The Interior Department sought a three-year suspension of the ranch's grazing license for Horse Heaven Pasture lands and a 25 percent reduction on other licensed lands. However, the Hearing Examiner refused to adopt this recommendation and imposed a suspension of the suspension and thus in effect placed the Ranch Company on probation. An administrative appeal was taken to the Interior Board of Land Appeals. This body affirmed the conclusion of willfulness, but modified the Examiner's decision of suspension of the suspension. It ordered an actual imposition of a two-year suspension of the ranch's license covering only the lands sprayed.

On appeal to the district court, Judge Kerr found the ranch error was innocent and in good faith and that the two-year suspension was arbitrary. He further held that the maximum sanction allowed by law was $500, so essentially we must determine whether the district court exceeded the scope of review pursuant to the substantial evidence standard, but basically the question is who has the power to manage these public lands. If the government agency which has granted the lease lacks power to revoke it there is no effective sanction in the law.

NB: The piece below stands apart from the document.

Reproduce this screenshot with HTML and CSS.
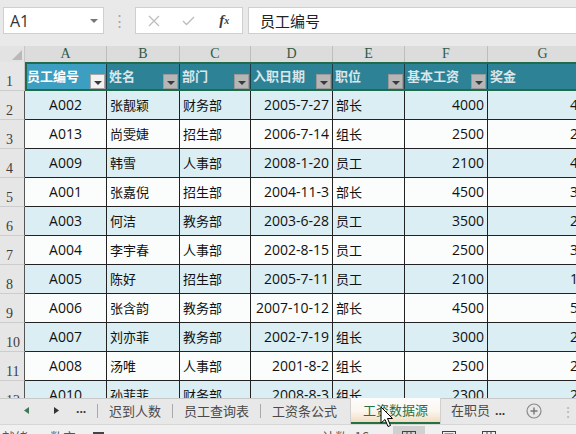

No such lack of power in the Secretary is disclosed. The Act demands that he make provision for the protection, administration, regulation and improvement of such grazing districts created under the authority of the Taylor Grazing Act and to make rules and regulations and establish such service, and enter into agreements and do anything necessary to assure the objects of the grazing district, namely, to regulate their occupancy and use, and to preserve the land and its resources from destruction or unnecessary...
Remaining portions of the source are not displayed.